While that study notably did not include patients with dyslipidemia, others did include those patients, said Mary C. Sano, PhD, who was first author on that study and is the director of the Alzheimer's Disease Research at Mount Sinai School of Medicine in New York City.

"Others did studies of those with dyslipidemia and found great cardiovascular protection and no effect on cognition," she told Medscape Medical News.

Examples include the MRC/BHF Heart Protection Study and another randomized controlled trial looking at pravastatin in elderly patients.

"These studies included thousands of people and were published years ago; [they] measured cognition and found no benefit of statin treatment," Dr Sano said.

In a more recent study, published in 2015 in Ethnicity and Disease, researchers did find that consistent use of statins in 8 years of follow-up was associated with a significantly decreased risk for incident dementia (odds ratio [OR], 0.44; P = .029) and incident Alzheimer's disease (OR, 0.40; P = .029) in elderly African Americans.

Hugh C. Hendrie, DSc, from the Indiana University Center for Aging Research, in Indianapolis, first author of that study, said the new research adds important insights to the debate.

"The value of the study is the use of a large ethnically diverse cohort and the ability to determine dose, which we were not able to do," he told Medscape Medical News.

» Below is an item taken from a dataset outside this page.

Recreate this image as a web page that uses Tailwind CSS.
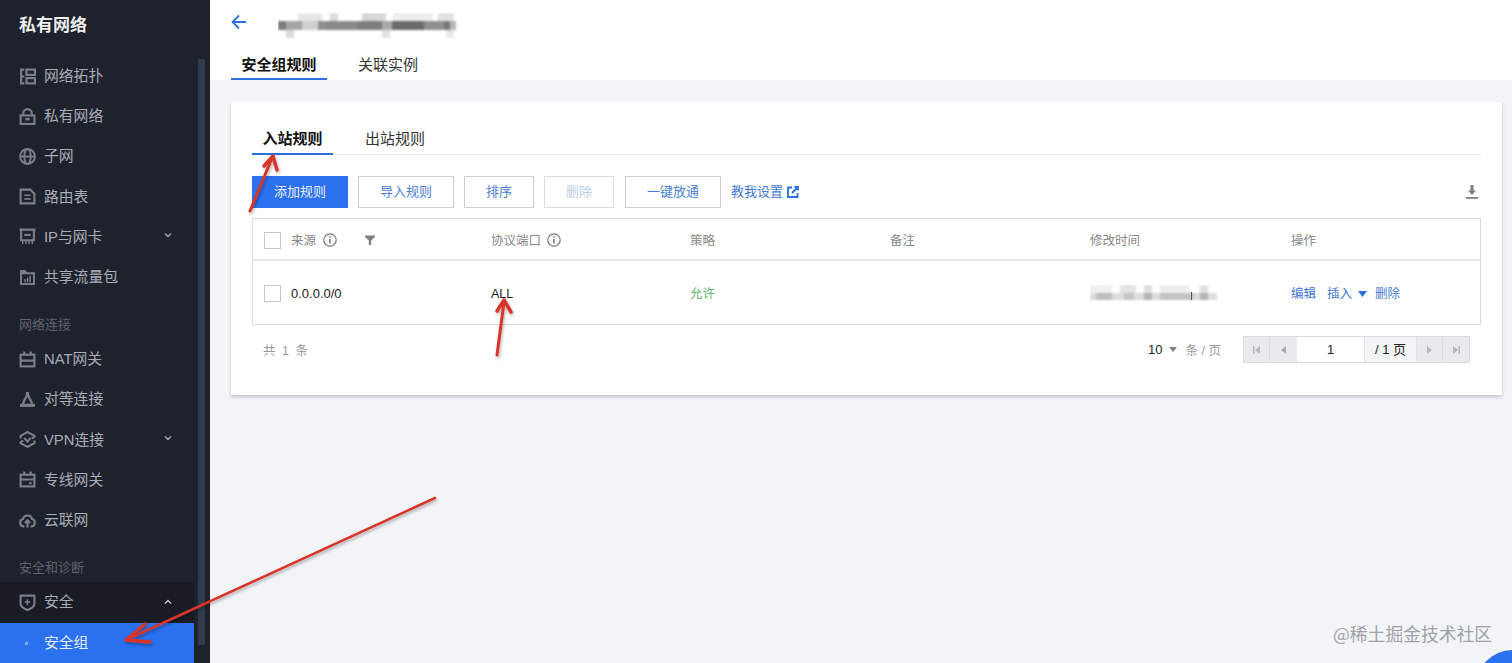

"The main limitation, as the authors note, is that it is an observational study, albeit large, which makes determination of causality difficult."

This research was supported by the National Institute on Aging of the National Institutes of Health and the University of Southern California Zumberge Research Fund. Coauthor Dr Barthold is supported through the Schaeffer-Amgen Fellowship Program funded by Amgen.The authors, Dr Sano, and Dr Hendrie have disclosed no relevant financial relationships.